Why vote?
The election season is becoming more
intense. Maybe this is a good time to ask yourself: when you go to
vote, what are you doing? Why vote?
Everyone knows the official story
that we learn in school: In a democracy the people have the power.
When they vote, citizens select the person whom they will allow to
wield that power on their behalf for a limited period of time.
But it does not take much thought to
see that description for the sheer
propaganda it is. When you
are called into the taxman's office to go over your income tax
returns, when you get a parking ticket, or when your complaints about
potholes are ignored by the people in City
Hall, you experience your
reality that you have no power at all against the various
representatives of the government.
When the police kill citizens as in
Ferguson, MO (and many other places) and courts absolve the
Zimmerman's of this world, where is the citizen power?
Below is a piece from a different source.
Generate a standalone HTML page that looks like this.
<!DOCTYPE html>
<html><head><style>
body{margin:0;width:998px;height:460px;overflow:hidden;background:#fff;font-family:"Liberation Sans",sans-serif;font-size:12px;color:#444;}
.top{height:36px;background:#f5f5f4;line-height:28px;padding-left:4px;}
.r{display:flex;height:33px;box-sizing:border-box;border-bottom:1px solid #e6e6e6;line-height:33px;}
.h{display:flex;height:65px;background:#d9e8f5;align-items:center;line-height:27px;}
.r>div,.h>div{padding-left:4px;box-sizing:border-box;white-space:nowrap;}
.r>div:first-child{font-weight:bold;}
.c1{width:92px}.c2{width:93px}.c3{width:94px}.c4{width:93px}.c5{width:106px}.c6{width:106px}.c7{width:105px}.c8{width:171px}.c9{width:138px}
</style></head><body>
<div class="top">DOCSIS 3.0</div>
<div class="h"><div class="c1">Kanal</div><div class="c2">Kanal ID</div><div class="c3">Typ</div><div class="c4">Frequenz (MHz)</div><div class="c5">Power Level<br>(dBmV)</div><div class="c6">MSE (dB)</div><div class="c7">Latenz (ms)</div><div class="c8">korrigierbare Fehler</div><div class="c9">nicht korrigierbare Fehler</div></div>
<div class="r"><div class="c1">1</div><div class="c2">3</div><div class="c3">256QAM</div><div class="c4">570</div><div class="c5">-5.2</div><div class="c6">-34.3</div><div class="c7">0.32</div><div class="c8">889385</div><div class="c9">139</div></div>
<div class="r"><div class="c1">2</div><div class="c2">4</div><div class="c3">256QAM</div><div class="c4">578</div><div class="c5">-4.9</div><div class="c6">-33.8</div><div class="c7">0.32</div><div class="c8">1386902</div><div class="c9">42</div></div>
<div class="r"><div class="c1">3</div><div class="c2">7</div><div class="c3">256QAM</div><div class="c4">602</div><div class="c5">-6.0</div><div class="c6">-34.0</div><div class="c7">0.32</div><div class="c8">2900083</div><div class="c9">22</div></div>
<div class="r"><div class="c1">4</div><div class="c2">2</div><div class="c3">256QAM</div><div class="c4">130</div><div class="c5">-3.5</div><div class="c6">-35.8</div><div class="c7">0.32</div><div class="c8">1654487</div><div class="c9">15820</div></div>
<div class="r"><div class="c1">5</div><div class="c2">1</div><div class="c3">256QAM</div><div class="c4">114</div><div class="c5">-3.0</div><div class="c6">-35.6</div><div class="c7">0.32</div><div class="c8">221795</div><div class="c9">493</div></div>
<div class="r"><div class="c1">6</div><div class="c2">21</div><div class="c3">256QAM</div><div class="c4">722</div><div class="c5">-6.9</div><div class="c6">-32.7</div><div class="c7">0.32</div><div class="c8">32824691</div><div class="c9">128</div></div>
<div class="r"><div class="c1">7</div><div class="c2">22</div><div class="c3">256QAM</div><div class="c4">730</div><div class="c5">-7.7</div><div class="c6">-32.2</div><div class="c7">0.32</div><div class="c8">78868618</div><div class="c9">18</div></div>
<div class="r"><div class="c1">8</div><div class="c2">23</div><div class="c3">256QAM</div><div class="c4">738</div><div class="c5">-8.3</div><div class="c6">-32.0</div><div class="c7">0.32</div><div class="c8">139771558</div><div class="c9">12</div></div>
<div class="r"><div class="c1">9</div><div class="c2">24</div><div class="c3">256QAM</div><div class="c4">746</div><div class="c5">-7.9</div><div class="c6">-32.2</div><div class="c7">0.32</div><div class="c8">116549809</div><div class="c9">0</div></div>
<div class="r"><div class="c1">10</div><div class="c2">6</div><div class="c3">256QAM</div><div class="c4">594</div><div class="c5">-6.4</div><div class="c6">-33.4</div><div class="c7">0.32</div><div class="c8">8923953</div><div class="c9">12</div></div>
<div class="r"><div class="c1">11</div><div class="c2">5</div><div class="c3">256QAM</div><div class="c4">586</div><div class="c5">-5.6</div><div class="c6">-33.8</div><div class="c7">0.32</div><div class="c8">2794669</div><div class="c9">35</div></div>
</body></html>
When
responsible adults are paid less than $ 9.00 an hour, where is their
power?
The reality is that most Americans
feel quite unable to affect the role that the government plays in
their lives. That sense of powerlessness is so intense that most
citizens do not bother to vote. “What's the use?” they say.
They are right: voting is an
exercise in futility. Once your candidate has come into office, you
will hear from them periodically when they ask you for money. If you
feel strongly about something and sit down to write them a letter,
the odds are that you will receive a form letter that has only the
faintest, if any, connection with the concern your letter expressed.
Why vote?
By sheer accident this morning's
paper provides one answer.
The City Council of Fergsuon, MO
established a citizen's review board for the police and made various
other moves to placate the voters in the town. Two thirds of the
citizens of Ferguson are African-Americans. The police force of 53
officers has three black members. The City Council is all white. To
judge by pictures of demonstrations after the killing of Michael
Brown, many whites as well as blacks objected to Ferguson police
conduct.
The City Council is elected. Their
re-election depends on staying on the good side of the voters. By
itself that does not explain this effort of the City Council to
placate voters. There have been nightly, often violent demonstrations
in Ferguson. The case focussed national attention on this previously
unknown suburb of St. Louis. Being elected, the city councillors
could not ignore a national outbreak of hostility to them, their town
and its police force.
Elected officials often turn a blind
eye to the wishes of their constituents. But if there are major
demonstrations for an extended period, if their actions become the
topic for a national conversation, elected officials cannot ignore
the criticisms.
If Ferguson, MO were governed by a
military dictatorship, demonstration would not need to be attended
to. The suppression of popular opposition would only be much more
violent than it was in fact. But when
officials are elected, they
are more responsive to public
pressure.
So voting matters. It is important
that some of our government officials are elected and voters if they
get sufficiently upset can kick them out of office. At the same time,
the experience of the last few weeks shows that voting alone
accomplishes very little. It takes many brave people out in the
streets again and again for an extended period to remind elected
officials that they are not gods or judges with life-time tenure, but
that they are supposed to represent the people.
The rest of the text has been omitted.